**WORK TO DO:**
Scan the data beneath this task and copy each line that includes "React".

**RAW DATA:**
* start *

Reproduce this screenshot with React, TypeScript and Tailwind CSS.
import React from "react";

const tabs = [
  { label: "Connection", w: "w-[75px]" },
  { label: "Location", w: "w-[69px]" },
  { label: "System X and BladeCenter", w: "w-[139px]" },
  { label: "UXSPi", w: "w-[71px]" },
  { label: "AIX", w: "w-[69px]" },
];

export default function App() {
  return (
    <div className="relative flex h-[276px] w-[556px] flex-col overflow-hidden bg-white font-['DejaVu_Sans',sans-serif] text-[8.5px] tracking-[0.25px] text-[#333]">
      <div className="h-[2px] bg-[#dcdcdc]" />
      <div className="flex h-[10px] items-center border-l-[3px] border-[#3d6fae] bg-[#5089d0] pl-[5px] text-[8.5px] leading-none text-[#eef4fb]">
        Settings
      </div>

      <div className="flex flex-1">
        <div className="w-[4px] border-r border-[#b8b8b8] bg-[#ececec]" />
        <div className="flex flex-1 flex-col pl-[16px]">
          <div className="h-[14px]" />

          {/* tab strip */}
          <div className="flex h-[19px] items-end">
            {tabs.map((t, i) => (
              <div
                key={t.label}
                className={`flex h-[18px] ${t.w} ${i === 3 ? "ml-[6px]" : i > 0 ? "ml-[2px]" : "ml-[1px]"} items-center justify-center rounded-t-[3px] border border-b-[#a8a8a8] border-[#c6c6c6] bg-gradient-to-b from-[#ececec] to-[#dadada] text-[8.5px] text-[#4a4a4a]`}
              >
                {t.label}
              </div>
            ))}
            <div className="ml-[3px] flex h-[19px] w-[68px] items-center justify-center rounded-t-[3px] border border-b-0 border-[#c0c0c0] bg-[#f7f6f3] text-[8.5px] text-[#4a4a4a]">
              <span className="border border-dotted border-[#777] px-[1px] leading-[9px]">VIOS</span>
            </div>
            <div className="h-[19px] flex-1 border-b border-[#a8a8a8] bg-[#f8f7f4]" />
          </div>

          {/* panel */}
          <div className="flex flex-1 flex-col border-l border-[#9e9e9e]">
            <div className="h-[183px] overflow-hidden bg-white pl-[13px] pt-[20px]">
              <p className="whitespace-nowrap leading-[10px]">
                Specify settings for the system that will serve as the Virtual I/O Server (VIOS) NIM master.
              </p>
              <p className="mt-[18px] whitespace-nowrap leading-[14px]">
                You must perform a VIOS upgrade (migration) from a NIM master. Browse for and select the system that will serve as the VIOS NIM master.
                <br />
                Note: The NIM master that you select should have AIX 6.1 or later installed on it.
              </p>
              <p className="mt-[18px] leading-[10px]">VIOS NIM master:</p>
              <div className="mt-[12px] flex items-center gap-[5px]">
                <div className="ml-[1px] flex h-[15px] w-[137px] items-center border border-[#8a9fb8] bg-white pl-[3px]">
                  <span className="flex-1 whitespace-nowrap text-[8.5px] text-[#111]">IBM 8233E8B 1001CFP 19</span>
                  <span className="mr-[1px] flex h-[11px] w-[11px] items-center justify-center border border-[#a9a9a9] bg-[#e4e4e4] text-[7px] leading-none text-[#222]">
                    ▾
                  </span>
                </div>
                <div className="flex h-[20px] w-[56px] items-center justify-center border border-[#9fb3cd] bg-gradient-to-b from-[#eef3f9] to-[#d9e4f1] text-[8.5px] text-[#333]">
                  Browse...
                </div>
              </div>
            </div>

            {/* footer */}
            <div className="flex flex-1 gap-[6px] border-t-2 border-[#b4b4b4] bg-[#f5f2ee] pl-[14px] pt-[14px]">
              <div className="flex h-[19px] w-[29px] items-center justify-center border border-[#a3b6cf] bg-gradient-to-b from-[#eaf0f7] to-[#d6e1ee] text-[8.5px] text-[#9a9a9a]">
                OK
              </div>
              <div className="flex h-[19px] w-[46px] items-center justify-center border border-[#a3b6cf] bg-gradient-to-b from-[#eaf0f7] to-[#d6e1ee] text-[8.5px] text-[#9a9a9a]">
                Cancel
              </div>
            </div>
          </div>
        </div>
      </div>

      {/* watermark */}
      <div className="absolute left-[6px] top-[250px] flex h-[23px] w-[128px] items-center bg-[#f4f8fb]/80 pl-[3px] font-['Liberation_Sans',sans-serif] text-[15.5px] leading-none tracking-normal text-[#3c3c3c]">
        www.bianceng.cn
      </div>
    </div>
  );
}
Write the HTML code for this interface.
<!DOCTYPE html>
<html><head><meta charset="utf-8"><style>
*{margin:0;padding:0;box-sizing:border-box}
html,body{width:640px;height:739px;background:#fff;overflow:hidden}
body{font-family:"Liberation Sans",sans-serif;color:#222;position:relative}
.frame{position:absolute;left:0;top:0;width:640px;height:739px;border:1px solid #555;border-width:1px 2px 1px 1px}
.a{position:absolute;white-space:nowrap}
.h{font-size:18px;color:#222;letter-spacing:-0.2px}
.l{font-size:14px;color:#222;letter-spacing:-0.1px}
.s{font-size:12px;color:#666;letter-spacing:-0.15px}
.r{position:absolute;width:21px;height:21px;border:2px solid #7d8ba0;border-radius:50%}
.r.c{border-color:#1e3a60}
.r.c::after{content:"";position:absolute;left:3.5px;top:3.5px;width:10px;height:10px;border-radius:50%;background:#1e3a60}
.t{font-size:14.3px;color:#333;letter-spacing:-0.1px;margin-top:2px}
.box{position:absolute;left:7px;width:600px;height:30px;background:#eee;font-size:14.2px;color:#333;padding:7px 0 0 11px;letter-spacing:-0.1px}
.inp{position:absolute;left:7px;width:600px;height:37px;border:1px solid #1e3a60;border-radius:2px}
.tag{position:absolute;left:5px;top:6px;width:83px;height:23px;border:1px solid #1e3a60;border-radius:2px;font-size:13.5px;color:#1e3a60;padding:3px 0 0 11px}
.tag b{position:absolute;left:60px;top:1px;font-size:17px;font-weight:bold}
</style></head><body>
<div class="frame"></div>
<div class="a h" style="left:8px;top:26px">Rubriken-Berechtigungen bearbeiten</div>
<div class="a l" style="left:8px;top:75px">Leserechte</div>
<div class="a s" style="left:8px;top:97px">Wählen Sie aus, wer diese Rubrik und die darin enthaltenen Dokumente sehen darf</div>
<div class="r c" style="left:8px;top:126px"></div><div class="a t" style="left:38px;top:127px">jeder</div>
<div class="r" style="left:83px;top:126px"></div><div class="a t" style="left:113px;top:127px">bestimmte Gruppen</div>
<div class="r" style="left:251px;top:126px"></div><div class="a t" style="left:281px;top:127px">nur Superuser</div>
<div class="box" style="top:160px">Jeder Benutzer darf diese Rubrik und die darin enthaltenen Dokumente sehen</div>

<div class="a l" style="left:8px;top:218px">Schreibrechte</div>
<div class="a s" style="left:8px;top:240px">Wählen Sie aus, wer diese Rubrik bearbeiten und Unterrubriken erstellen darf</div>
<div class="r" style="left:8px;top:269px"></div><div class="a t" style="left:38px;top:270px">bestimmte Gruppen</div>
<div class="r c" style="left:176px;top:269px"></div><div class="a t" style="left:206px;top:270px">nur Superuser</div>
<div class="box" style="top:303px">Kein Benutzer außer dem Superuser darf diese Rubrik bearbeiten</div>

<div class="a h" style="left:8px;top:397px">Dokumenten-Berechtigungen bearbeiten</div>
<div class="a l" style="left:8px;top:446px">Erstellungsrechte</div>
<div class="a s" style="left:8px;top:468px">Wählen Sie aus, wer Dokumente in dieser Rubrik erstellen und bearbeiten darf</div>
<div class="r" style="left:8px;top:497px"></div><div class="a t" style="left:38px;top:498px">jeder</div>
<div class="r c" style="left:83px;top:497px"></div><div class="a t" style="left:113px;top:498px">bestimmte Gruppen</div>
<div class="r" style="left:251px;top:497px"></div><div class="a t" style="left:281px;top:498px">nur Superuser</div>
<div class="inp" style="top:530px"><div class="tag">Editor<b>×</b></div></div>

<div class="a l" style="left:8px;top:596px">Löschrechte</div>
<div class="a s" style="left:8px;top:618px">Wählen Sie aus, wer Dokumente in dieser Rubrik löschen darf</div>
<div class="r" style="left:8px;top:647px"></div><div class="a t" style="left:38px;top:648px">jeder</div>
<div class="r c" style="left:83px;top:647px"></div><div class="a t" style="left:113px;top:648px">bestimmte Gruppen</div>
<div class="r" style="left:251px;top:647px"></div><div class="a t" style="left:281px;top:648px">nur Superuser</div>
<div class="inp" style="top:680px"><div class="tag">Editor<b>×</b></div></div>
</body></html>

* end *

**ANSWER TO THIS TASK:**
Reproduce this screenshot with React, TypeScript and Tailwind CSS.
import React from "react";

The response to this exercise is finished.